• DATA PROVIDED

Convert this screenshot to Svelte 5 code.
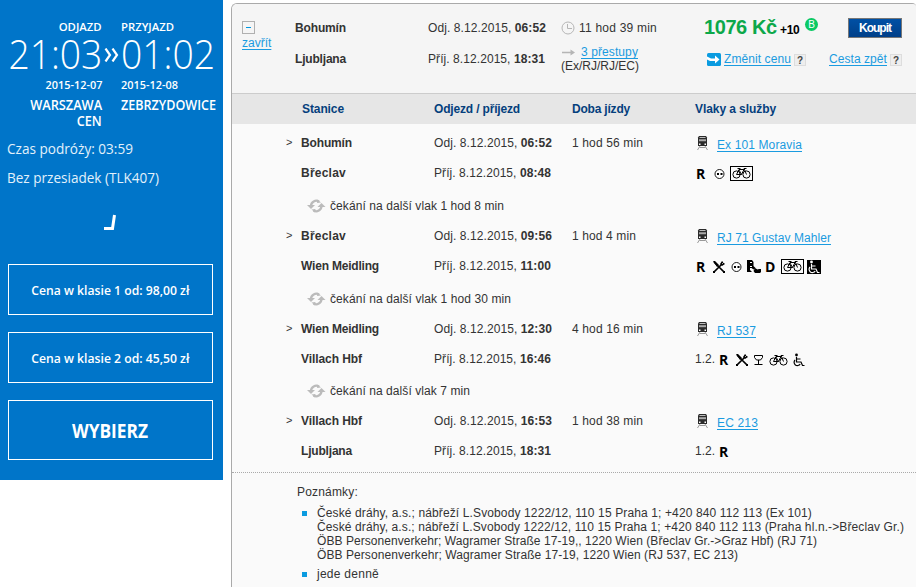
<script>
  // Spreads the letters of a label over its column measure.
  function fit(node, width) {
    const natural = node.getBoundingClientRect().width;
    const count = node.textContent.length;
    node.style.letterSpacing = `${(width - natural) / count}px`;
  }

  // Condenses a label horizontally to its measure.
  function condense(node, width) {
    const natural = node.getBoundingClientRect().width;
    node.style.transform = `scaleX(${width / natural})`;
  }

  const legs = [
    {
      from: 'Bohumín', fromW: 51, dep: '06:52', to: 'Břeclav', toW: 45, arr: '08:48',
      time: '1 hod 56 min', timeW: 71, train: 'Ex 101 Moravia', trainW: 85,
      classes: '', services: [['R', 2], ['face', 8], ['bikebox', 5]],
      wait: '1 hod 8 min', waitW: 174
    },
    {
      from: 'Břeclav', fromW: 45, dep: '09:56', to: 'Wien Meidling', toW: 78, arr: '11:00',
      time: '1 hod 4 min', timeW: 64, train: 'RJ 71 Gustav Mahler', trainW: 114,
      classes: '', services: [['R', 2], ['food', 7], ['face', 6], ['seat', 5], ['D', 5], ['bikebox', 6], ['wheelbox', 3]],
      wait: '1 hod 30 min', waitW: 181
    },
    {
      from: 'Wien Meidling', fromW: 78, dep: '12:30', to: 'Villach Hbf', toW: 61, arr: '16:46',
      time: '4 hod 16 min', timeW: 71, train: 'RJ 537', trainW: 39,
      classes: '1.2.', services: [['R', 5], ['food', 7], ['glass', 6], ['bike', 6], ['wheel', 3]],
      wait: '7 min', waitW: 140, short: true
    },
    {
      from: 'Villach Hbf', fromW: 61, dep: '16:53', to: 'Ljubljana', toW: 51, arr: '18:31',
      time: '1 hod 38 min', timeW: 71, train: 'EC 213', trainW: 41,
      classes: '1.2.', services: [['R', 5]]
    }
  ];

  const carriers = [
    ['České dráhy, a.s.; nábřeží L.Svobody 1222/12, 110 15 Praha 1; +420 840 112 113 (Ex 101)', 495],
    ['České dráhy, a.s.; nábřeží L.Svobody 1222/12, 110 15 Praha 1; +420 840 112 113 (Praha hl.n.->Břeclav Gr.)', 587],
    ['ÖBB Personenverkehr; Wagramer Straße 17-19,, 1220 Wien (Břeclav Gr.->Graz Hbf) (RJ 71)', 500],
    ['ÖBB Personenverkehr; Wagramer Straße 17-19, 1220 Wien (RJ 537, EC 213)', 421]
  ];
</script>

{#snippet bikeShape()}
  <g fill="none" stroke="#000" stroke-width="1">
    <circle cx="4.5" cy="7.5" r="3.6" /><circle cx="14.5" cy="7.5" r="3.6" />
    <path d="M4.5 7.5 7 2.5h5L9.5 7.5H4.5M7 3l2.5 4.5M14.5 7.5 12 1.5h2.5M5.5 1.5h3" />
  </g>
{/snippet}

{#snippet chairShape(color)}
  <g fill="none" stroke={color} stroke-width="1.2">
    <path d="M4.5 4v5h4.500l1.500 3.500h2M4.500 6h4" />
    <path d="M3 7a3.300 3.300 0 1 0 5.200 4" />
  </g>
  <circle cx="4.5" cy="2" r="1.4" fill={color} />
{/snippet}

{#snippet service(kind, gap)}
  <span class="svc" style:margin-left="{gap}px">
    {#if kind === 'R' || kind === 'D'}
      <b class="code">{kind}</b>
    {:else if kind === 'face'}
      <svg width="11" height="10"><circle cx="5.5" cy="5" r="4.5" fill="#fff" stroke="#000" stroke-width=".9" /><path d="M3 4h2v2H3zM6.500 4h2v2h-2z" /></svg>
    {:else if kind === 'food'}
      <svg width="12" height="12"><path d="M1 1l10 10M10 2 1 11" stroke="#000" stroke-width="1.7" /><path d="M0 0h2l4 4-2 2zM9 0l3 3-3 2-2-2zM0 10h2v2H0zM10 10h2v2h-2z" /><path d="M9 3l2.500-2.500" stroke="#fafafa" stroke-width=".7" /></svg>
    {:else if kind === 'seat'}
      <svg width="14" height="13"><path d="M0 0h5l1.500 2v4l2 2-2 1.500L4.500 8H3v2l2 2H0zM8 8l2.500 1.500L12 9h2v3l-1 1H8l-1.500-2z" /><path d="M3 2.500h2M3 6.500h2" stroke="#fff" /></svg>
    {:else if kind === 'glass'}
      <svg width="9" height="10"><path d="M.5.5h8v2l-2 2.500h-4L.5 2.500zM4.500 5v4M.5 9.500h8" fill="none" stroke="#000" /></svg>
    {:else if kind === 'bike'}
      <svg width="20" height="12">{@render bikeShape()}</svg>
    {:else if kind === 'bikebox'}
      <svg width="23" height="15"><rect x=".5" y=".5" width="22" height="14" fill="none" stroke="#000" /><g transform="translate(2 1)">{@render bikeShape()}</g></svg>
    {:else if kind === 'wheel'}
      <svg width="13" height="14">{@render chairShape('#000')}</svg>
    {:else}
      <svg width="14" height="14"><rect width="14" height="14" />{@render chairShape('#fff')}</svg>
    {/if}
  </span>
{/snippet}

{#snippet help()}<span class="help">?</span>{/snippet}

<div class="page">
  <aside>
    <div class="times">
      <div class="side right">
        <span class="label" use:condense={43}>ODJAZD</span>
        <span class="clock" use:condense={94}>21:03</span>
        <span class="label date" use:condense={57}>2015-12-07</span>
        <span class="city" use:condense={72}>WARSZAWA</span>
        <span class="city" use:condense={25}>CEN</span>
      </div>
      <svg class="chev" width="15" height="14"><path d="M1.500.5l4.500 6.500-4.500 6.500M8.500.5 13 7l-4.500 6.500" fill="none" stroke="#fff" stroke-width="2.2" /></svg>
      <div class="side">
        <span class="label" use:condense={53}>PRZYJAZD</span>
        <span class="clock" use:condense={94}>01:02</span>
        <span class="label date" use:condense={57}>2015-12-08</span>
        <span class="city" use:condense={95}>ZEBRZYDOWICE</span>
      </div>
    </div>
    <div class="info"><span use:condense={126}>Czas podróży: 03:59</span></div>
    <div class="info"><span use:condense={152}>Bez przesiadek (TLK407)</span></div>
    <svg class="tick" width="14" height="17"><path d="M1 14.500h8.500L11.500 1" fill="none" stroke="#fff" stroke-width="3" /></svg>
    <button class="price"><span use:condense={158}>Cena w klasie 1 od: 98,00 zł</span></button>
    <button class="price"><span use:condense={158}>Cena w klasie 2 od: 45,50 zł</span></button>
    <button class="choose"><span use:condense={76}>WYBIERZ</span></button>
  </aside>

  <main>
    <header>
      <div class="toggle">
        <svg width="13" height="13"><rect x=".5" y=".5" width="12" height="12" fill="#f5f5f5" stroke="#b0b0b0" /><path d="M4 6.500h5" stroke="#0097e0" /></svg>
        <a href="#close" use:fit={28}>zavřít</a>
      </div>
      <div class="cities"><b use:fit={51}>Bohumín</b><b use:fit={51}>Ljubljana</b></div>
      <div class="when">
        <span use:fit={118}>Odj. 8.12.2015, <b>06:52</b></span>
        <span use:fit={117}>Příj. 8.12.2015, <b>18:31</b></span>
      </div>
      <div class="duration">
        <div class="total">
          <svg width="14" height="14"><g fill="none" stroke="#b5b5b5"><circle cx="7" cy="7" r="6" /><path d="M6.500 3v4.500H11" /></g></svg>
          <span use:fit={78}>11 hod 39 min</span>
        </div>
        <div class="changes">
          <svg width="13" height="7"><path d="M0 3.500h9" stroke="#b5b5b5" stroke-width="1.300" /><path d="M8.500.5l4.500 3-4.500 3z" fill="#b5b5b5" /></svg>
          <a href="#changes" use:fit={57}>3 přestupy</a>
        </div>
        <span class="kinds" use:fit={78}>(Ex/RJ/RJ/EC)</span>
      </div>
      <div class="cost">
        <div class="sum">
          <b class="amount" use:fit={73}>1076 Kč</b>
          <b class="bonus" use:fit={22}>+10</b>
          <span class="badge">B</span>
        </div>
        <div class="edit">
          <svg width="14" height="13"><rect width="14" height="13" rx="1.500" fill="#0a9be0" /><path d="M0 3.500 4 5.500h4V2.500L12.500 6.500 8 10.500V8H3L0 6.500z" fill="#fff" /></svg>
          <a href="#price" use:fit={67}>Změnit cenu</a>{@render help()}
        </div>
      </div>
      <div class="buy">
        <button><span use:fit={32}>Koupit</span></button>
        <div class="back"><a href="#return" use:fit={58}>Cesta zpět</a>{@render help()}</div>
      </div>
    </header>

    <div class="grid heads">
      <b class="first" use:fit={42}>Stanice</b>
      <b use:fit={86}>Odjezd / příjezd</b>
      <b use:fit={58}>Doba jízdy</b>
      <b use:fit={81}>Vlaky a služby</b>
    </div>

    <section class="legs">
      {#each legs as leg}
        <div class="grid row">
          <div class="station"><i>&gt;</i><b use:fit={leg.fromW}>{leg.from}</b></div>
          <div><span use:fit={118}>Odj. 8.12.2015, <b>{leg.dep}</b></span></div>
          <div><span use:fit={leg.timeW}>{leg.time}</span></div>
          <div class="train">
            <svg width="11" height="15">
              <path d="M2 0h7l1 1.500V10H1V1.500z" fill="#2b2b2b" /><path d="M2.500 1.500h6" stroke="#bbb" />
              <path d="M2 3.200h7v2H2z" fill="#aaa" /><path d="M2 7.500h1.500V9H2zM7.500 7.500H9V9H7.500z" fill="#fff" />
              <path d="M3 10 .5 14M8 10l2.500 4M2.500 11.500h6" stroke="#999" fill="none" />
            </svg>
            <a href="#train" use:fit={leg.trainW}>{leg.train}</a>
          </div>
        </div>
        <div class="grid row">
          <div class="station"><i></i><b use:fit={leg.toW}>{leg.to}</b></div>
          <div><span use:fit={117}>Příj. 8.12.2015, <b>{leg.arr}</b></span></div>
          <div></div>
          <div class="services">
            {#if leg.classes}<span use:fit={20}>{leg.classes}</span>{/if}
            {#each leg.services as [kind, gap]}{@render service(kind, gap)}{/each}
          </div>
        </div>
        {#if leg.wait}
          <div class="wait" class:short={leg.short}>
            <svg width="20" height="14">
              <g fill="none" stroke="#bbb" stroke-width="2.300"><path d="M4 7a5.300 5.300 0 0 1 8-4.500M14.500 7a5.300 5.300 0 0 1-8 4.500" /></g>
              <path d="M0 6h8L4 10zM10.500 8l4-4L18.500 8zM10.500.5l3.500 3-4 .5zM8 13.500l-3.500-3 4-.5z" fill="#bbb" />
            </svg>
            <span use:fit={leg.waitW}>čekání na další vlak {leg.wait}</span>
          </div>
        {/if}
      {/each}
    </section>

    <section class="notes">
      <span use:fit={61}>Poznámky:</span>
      <ul>
        <li>{#each carriers as [line, width]}<div><span use:fit={width}>{line}</span></div>{/each}</li>
        <li><span use:fit={62}>jede denně</span></li>
      </ul>
    </section>
  </main>
</div>

<style>
  :global(body) { background: #fff; overflow: hidden; }
  .page {
    display: flex; align-items: flex-start; width: 916px; height: 587px; overflow: hidden;
    font: 12px/14px "Liberation Sans", Arial, sans-serif; color: #333;
  }
  span, b, a { white-space: nowrap; }
  svg { display: block; flex: none; }
  a { color: #1a9be0; text-decoration: underline; text-underline-offset: 2px; text-decoration-thickness: 1px; text-decoration-skip-ink: none; }
  button { box-sizing: border-box; padding: 0; cursor: pointer; font: inherit; }

  aside {
    box-sizing: border-box; width: 223px; height: 480px; padding: 20px 10px 0 7px;
    display: flex; flex-direction: column; background: #0075c9; color: #fff;
    font-family: "Open Sans", "Noto Sans", sans-serif;
  }
  aside span { display: inline-block; transform-origin: left; }
  .times { display: flex; height: 117px; }
  .side { display: flex; flex-direction: column; align-items: flex-start; width: 95px; }
  .side.right { align-items: flex-end; }
  .side.right span { transform-origin: right; }
  .chev { margin: 28px 2px 0 2px; }
  .label { font-size: 11px; line-height: 14px; font-weight: 600; }
  .clock { font-size: 41px; line-height: 42px; font-weight: 300; margin-top: -2px; }
  .date { margin-top: 4px; }
  .city { font-size: 13.5px; line-height: 16px; font-weight: 600; }
  .date + .city { margin-top: 5px; }
  .info { height: 29px; line-height: 22px; font-size: 15px; color: #e3f1fb; }
  .tick { margin: 19px 0 33px 96px; }
  .price, .choose { width: 205px; margin-left: 1px; border: 1px solid #fff; background: none; color: #fff; }
  .price { height: 51px; margin-bottom: 17px; font-size: 13px; font-weight: 600; }
  .choose { height: 60px; padding-top: 2px; font-size: 20px; font-weight: 700; }
  .price span, .choose span { transform-origin: center; }
  .choose span { margin-left: -1px; }

  main {
    box-sizing: border-box; flex: none; width: 685px; height: 600px; margin: 3px 0 0 8px;
    border: 1px solid #aaa; border-right: 0; border-radius: 6px 4px 0 0; background: #fafafa; overflow: hidden;
  }
  header { display: flex; height: 89px; background: #f5f5f5; border-bottom: 1px solid #ccc; }
  .toggle { width: 53px; padding: 17px 0 0 10px; }
  .toggle a { display: block; width: 28px; margin-top: 2px; }
  .cities, .when { display: flex; flex-direction: column; align-items: flex-start; gap: 17px; padding-top: 17px; }
  .cities, .when { width: 133px; }
  .duration { width: 143px; padding-top: 17px; }
  .total, .changes { display: flex; align-items: center; gap: 4px; height: 14px; }
  .changes { margin-top: 10px; gap: 6px; padding-left: 1px; }
  .kinds { display: inline-block; }
  .cost { width: 125px; padding-top: 12px; }
  .sum { display: flex; align-items: baseline; height: 22px; line-height: 22px; color: #000; }
  .amount { width: 76px; font-size: 20px; color: #0ca84a; }
  .bonus { width: 23px; }
  .badge {
    align-self: flex-start; width: 13px; height: 13px; border-radius: 50%; background: #0bc964; color: #fff;
    font-size: 10px; line-height: 13px; text-align: center; margin: 2px 0 0 2px;
  }
  .edit, .back { display: flex; align-items: center; height: 14px; }
  .edit { margin-top: 14px; gap: 3px; margin-left: 3px; }
  .help {
    box-sizing: border-box; width: 12px; height: 12px; border: 1px solid #ddd; background: #eee; color: #444;
    font-size: 10px; line-height: 11px; font-weight: 700; text-align: center; margin-top: 2px;
  }
  .buy { display: flex; flex-direction: column; width: 73px; padding-top: 14px; }
  .buy button {
    align-self: flex-end; width: 54px; height: 20px; border: 1px solid #777; color: #fff; font-weight: 700;
    background: linear-gradient(#0050a5, #003f88);
  }
  .back { margin-top: 14px; justify-content: space-between; }

  .grid { display: grid; grid-template-columns: 202px 138px 123px 221px; align-items: center; }
  .heads { height: 30px; background: #e6e6e6; color: #053f7d; }
  .grid b { justify-self: start; }
  .first { margin-left: 70px; }
  .legs { box-sizing: border-box; height: 349px; padding-top: 4px; border-bottom: 1px dotted #aaa; }
  .row { height: 30px; }
  .station { display: flex; }
  i { box-sizing: border-box; width: 69px; padding-left: 54px; font-style: normal; font-size: 11px; line-height: 13px; }
  .train, .services { display: flex; align-items: center; }
  .train svg { margin: 0 9px 0 2px; }
  .train a { margin-top: 4px; }
  .services { height: 16px; }
  .svc { display: flex; align-items: center; margin-top: 1px; }
  .code { width: 9px; font: 700 14px/14px "Open Sans", "Noto Sans", sans-serif; color: #000; margin-left: -1px; margin-right: 1px; }
  .wait { display: flex; align-items: center; gap: 3px; height: 33px; padding: 2px 0 0 75px; box-sizing: border-box; }
  .short { height: 32px; padding-top: 1px; }

  .notes { padding: 12px 0 0 65px; }
  ul { margin: 7px 0 0; padding: 0; list-style: none; }
  li { display: block; padding-left: 20px; margin-bottom: 5px; background: linear-gradient(#0a9be0, #0a9be0) 5px 5px / 5px 5px no-repeat; }
</style>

• SET EXERCISE
Display every line of the listing that contains the string "code".

• TASK SOLUTION
Convert this screenshot to Svelte 5 code.
      <b class="code">{kind}</b>
  .code { width: 9px; font: 700 14px/14px "Open Sans", "Noto Sans", sans-serif; color: #000; margin-left: -1px; margin-right: 1px; }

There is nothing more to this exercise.